** begin Entries supplied **

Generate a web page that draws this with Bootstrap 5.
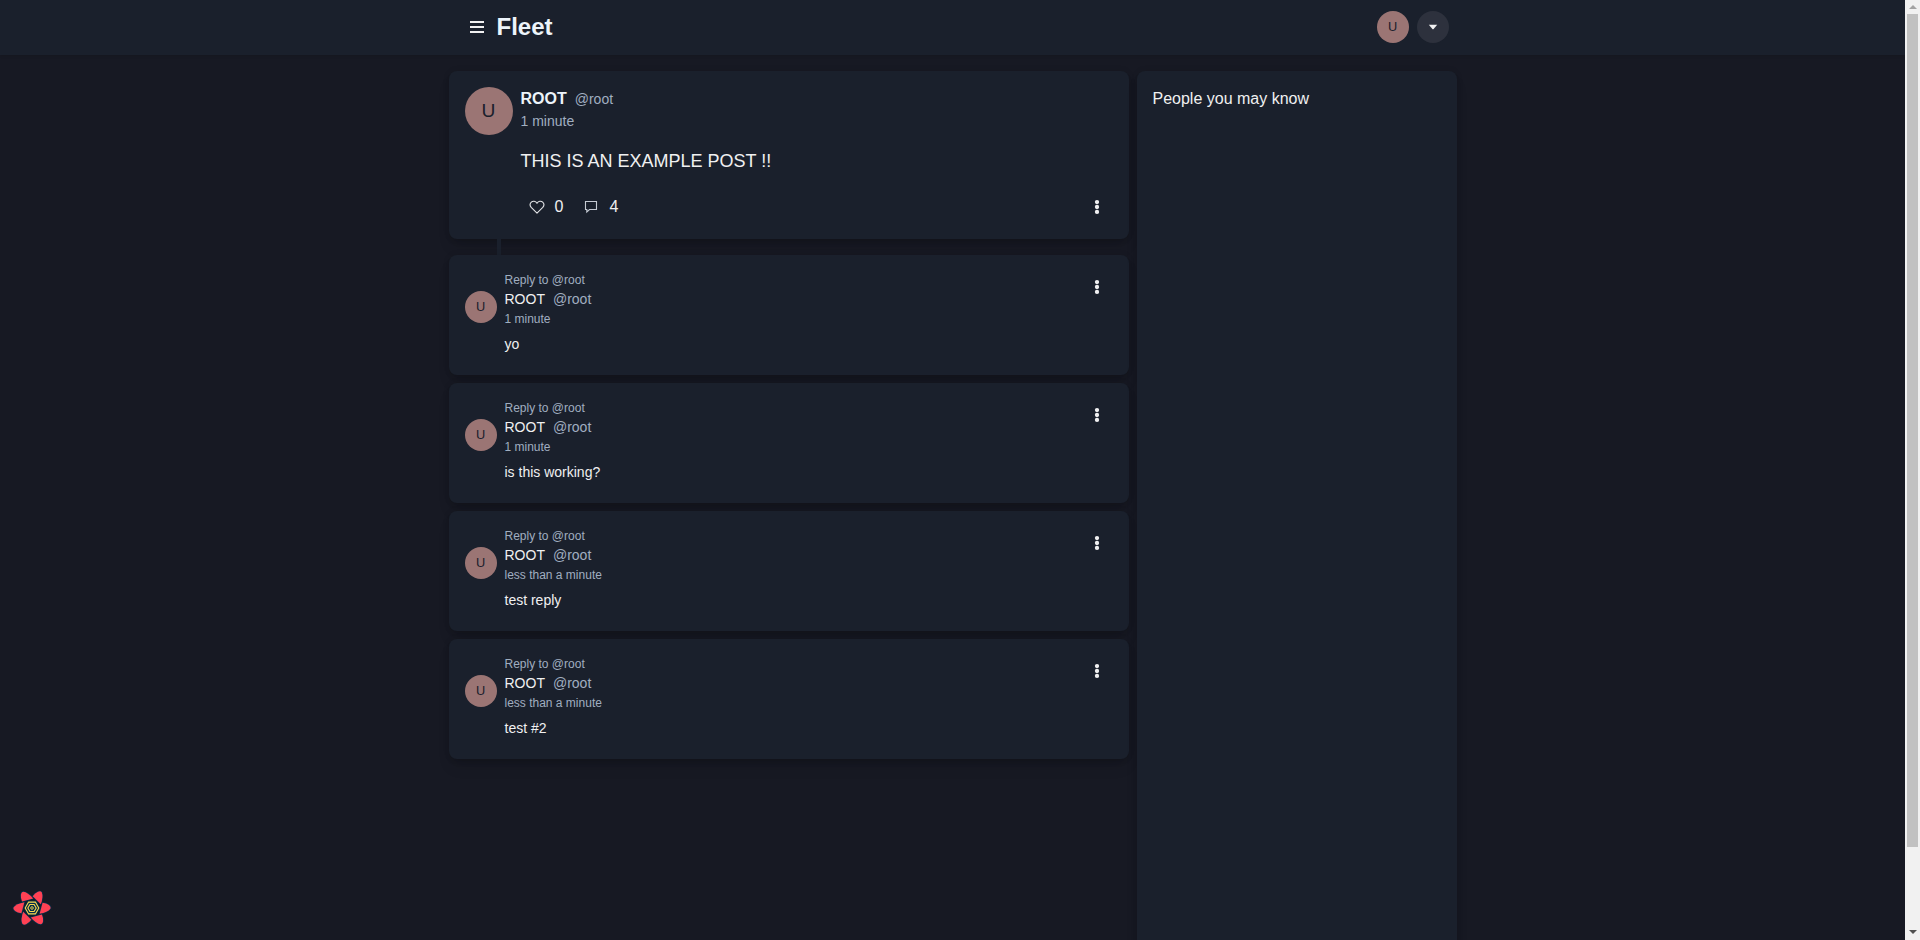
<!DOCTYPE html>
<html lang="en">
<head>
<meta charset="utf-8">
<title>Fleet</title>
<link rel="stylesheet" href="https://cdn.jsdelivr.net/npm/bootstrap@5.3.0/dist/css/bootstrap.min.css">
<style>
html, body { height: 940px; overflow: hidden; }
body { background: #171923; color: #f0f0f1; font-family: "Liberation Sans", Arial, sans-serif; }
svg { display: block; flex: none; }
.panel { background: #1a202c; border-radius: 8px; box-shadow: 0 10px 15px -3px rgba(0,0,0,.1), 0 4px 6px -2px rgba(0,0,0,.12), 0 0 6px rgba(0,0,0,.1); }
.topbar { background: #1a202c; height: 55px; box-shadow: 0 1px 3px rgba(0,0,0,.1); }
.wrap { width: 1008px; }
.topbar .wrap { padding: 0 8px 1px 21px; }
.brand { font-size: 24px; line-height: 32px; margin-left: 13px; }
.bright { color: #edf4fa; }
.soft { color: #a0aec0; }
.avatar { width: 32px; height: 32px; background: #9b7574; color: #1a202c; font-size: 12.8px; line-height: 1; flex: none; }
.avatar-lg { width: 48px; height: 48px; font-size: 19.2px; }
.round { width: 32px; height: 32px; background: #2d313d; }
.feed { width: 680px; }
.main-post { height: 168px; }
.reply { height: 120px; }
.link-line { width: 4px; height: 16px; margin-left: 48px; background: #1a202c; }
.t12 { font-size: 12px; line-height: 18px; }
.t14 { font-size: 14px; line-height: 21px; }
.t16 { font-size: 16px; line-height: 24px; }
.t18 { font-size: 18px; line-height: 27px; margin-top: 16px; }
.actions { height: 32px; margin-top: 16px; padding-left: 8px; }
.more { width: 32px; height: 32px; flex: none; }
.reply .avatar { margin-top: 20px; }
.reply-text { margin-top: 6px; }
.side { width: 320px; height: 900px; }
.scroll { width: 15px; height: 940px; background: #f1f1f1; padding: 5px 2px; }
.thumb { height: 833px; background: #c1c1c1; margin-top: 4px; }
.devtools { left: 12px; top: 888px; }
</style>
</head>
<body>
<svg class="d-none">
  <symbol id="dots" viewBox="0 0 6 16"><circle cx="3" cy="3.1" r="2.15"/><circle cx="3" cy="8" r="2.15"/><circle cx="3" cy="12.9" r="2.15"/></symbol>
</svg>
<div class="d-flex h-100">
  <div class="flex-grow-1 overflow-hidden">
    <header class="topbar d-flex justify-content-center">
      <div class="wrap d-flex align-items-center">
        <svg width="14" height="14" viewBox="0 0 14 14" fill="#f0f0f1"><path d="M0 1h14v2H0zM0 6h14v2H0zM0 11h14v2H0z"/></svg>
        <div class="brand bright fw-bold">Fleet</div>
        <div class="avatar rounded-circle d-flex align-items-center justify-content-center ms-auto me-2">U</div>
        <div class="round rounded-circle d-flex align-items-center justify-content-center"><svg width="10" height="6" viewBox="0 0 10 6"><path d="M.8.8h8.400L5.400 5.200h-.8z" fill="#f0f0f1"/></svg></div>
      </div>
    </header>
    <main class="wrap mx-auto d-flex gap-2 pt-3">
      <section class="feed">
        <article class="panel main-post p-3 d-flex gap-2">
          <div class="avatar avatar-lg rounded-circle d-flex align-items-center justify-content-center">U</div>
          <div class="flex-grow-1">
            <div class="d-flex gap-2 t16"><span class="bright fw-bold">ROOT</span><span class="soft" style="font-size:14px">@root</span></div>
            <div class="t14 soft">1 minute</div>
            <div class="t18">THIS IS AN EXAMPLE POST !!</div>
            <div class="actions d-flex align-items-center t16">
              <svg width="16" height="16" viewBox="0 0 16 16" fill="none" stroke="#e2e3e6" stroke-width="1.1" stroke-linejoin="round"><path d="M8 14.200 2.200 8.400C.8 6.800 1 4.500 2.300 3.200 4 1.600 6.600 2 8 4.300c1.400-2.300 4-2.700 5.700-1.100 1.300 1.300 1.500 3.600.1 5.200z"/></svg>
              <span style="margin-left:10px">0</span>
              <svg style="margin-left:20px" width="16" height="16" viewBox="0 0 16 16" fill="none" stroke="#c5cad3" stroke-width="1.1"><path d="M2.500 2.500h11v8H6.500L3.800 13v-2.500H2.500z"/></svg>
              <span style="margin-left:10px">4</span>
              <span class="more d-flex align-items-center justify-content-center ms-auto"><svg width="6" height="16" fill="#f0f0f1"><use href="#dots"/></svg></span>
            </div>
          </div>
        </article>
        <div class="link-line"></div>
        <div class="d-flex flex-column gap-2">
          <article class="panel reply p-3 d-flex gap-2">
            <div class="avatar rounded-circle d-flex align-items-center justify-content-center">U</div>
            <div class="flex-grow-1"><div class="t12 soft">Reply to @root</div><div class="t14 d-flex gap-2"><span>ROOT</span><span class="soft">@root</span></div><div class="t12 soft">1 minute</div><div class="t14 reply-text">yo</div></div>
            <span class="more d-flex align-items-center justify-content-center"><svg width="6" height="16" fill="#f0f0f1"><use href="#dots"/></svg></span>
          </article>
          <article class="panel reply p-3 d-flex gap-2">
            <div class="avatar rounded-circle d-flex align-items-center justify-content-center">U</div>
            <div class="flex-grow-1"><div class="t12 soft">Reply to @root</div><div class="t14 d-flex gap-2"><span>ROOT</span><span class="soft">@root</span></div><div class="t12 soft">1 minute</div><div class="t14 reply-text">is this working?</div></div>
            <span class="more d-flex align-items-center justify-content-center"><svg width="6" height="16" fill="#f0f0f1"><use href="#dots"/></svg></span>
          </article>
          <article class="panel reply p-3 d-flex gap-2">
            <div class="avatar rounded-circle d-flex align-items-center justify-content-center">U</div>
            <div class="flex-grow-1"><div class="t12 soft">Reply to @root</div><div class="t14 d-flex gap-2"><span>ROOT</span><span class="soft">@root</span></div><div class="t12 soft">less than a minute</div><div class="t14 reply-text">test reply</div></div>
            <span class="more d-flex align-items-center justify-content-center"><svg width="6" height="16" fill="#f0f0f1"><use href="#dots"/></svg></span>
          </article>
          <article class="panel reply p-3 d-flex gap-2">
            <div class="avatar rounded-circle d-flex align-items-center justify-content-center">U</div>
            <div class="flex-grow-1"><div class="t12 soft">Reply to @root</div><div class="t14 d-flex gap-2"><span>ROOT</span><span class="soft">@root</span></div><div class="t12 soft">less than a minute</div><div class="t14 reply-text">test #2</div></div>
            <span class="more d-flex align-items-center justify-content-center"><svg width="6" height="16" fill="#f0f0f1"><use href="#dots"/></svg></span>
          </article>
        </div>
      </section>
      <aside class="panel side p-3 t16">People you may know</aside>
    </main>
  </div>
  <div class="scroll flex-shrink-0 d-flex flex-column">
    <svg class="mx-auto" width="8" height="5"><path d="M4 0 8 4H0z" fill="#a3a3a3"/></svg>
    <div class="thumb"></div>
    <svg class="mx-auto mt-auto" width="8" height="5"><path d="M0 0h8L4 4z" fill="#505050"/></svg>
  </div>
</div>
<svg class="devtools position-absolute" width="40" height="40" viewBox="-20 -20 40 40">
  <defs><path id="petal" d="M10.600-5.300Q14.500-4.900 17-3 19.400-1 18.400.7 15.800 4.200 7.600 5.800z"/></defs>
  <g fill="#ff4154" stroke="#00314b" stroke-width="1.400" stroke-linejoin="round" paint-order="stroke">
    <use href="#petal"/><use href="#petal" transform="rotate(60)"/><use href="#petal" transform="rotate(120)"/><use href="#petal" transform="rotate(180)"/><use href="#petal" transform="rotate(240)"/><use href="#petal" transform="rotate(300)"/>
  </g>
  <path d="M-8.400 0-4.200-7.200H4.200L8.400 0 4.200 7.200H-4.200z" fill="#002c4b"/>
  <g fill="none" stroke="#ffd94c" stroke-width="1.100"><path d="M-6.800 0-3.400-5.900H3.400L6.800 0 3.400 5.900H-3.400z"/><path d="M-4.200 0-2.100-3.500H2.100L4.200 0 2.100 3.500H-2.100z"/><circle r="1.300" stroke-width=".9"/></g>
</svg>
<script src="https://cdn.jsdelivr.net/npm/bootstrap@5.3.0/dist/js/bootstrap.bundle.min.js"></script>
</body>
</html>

** end Entries supplied **
** begin Entries supplied **

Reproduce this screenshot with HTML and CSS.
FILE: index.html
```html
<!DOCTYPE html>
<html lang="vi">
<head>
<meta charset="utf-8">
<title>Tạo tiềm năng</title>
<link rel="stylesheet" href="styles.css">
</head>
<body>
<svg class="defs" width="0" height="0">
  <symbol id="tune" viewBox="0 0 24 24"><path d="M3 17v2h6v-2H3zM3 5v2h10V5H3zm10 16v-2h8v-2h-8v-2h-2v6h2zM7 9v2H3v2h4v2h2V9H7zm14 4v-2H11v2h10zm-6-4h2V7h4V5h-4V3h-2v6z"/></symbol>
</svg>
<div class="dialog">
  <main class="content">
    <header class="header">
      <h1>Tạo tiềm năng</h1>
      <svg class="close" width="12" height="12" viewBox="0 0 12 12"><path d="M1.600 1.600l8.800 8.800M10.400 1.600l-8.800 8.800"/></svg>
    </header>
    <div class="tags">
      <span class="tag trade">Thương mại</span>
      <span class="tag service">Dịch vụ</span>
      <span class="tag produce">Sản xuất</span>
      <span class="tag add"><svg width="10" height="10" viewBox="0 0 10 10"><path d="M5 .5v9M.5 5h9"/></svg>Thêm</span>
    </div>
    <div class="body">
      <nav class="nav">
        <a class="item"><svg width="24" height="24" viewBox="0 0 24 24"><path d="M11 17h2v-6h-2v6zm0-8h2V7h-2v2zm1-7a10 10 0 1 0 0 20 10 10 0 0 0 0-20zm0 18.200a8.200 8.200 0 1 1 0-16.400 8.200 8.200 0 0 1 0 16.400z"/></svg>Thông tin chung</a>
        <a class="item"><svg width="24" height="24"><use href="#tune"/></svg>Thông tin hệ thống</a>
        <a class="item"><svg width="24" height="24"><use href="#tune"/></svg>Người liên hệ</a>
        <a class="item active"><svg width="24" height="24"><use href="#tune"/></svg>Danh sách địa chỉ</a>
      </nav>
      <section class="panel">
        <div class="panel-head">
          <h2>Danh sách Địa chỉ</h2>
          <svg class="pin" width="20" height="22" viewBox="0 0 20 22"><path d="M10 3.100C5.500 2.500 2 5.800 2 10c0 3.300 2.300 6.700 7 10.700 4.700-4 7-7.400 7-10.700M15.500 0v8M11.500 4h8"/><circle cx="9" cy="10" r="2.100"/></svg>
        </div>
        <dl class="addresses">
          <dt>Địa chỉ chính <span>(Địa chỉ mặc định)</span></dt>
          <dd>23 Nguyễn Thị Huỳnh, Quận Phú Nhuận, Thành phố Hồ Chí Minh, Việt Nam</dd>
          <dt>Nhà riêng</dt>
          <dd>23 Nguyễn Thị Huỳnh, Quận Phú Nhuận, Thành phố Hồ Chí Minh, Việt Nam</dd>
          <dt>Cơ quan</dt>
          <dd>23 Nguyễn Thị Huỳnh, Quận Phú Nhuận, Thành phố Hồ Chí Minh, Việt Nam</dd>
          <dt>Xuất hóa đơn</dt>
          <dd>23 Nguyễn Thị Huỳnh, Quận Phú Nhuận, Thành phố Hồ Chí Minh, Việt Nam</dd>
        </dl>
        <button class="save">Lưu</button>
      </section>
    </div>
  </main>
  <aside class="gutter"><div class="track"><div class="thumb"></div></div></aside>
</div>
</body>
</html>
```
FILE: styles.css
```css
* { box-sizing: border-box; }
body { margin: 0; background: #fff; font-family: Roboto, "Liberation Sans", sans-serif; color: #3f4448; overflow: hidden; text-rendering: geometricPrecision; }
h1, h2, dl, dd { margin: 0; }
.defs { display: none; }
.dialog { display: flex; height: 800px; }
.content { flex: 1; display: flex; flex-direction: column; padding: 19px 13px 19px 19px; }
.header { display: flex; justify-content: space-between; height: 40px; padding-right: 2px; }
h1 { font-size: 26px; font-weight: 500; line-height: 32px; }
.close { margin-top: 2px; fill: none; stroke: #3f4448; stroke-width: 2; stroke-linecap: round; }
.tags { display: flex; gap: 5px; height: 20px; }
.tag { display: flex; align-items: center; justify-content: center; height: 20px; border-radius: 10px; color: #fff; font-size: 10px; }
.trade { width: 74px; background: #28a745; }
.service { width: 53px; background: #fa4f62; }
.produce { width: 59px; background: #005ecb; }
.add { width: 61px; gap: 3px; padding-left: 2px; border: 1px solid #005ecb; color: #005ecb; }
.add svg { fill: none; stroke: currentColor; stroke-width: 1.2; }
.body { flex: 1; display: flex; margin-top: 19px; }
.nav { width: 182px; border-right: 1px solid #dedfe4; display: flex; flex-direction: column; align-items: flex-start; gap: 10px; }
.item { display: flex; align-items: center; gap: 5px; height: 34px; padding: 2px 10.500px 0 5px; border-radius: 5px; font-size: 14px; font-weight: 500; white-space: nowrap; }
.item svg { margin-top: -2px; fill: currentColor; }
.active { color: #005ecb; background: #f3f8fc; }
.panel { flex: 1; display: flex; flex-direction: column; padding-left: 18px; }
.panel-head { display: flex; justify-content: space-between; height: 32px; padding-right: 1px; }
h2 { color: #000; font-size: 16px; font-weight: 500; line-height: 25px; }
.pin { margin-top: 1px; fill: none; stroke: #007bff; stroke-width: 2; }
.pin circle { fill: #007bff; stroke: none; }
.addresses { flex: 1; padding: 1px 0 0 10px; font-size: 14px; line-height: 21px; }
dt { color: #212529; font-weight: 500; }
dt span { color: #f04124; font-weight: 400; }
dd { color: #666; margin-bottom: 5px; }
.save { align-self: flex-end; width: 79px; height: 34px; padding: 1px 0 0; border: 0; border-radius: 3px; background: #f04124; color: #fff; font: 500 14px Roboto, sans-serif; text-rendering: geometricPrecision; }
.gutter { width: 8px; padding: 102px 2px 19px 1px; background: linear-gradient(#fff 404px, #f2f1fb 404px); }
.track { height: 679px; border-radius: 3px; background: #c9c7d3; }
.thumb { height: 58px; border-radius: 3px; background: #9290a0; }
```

** end Entries supplied **

_Problem_
In the records above, locate the lines holding the word "with". Copy each of them.

_Expected answer_
Generate a web page that draws this with Bootstrap 5.
Reproduce this screenshot with HTML and CSS.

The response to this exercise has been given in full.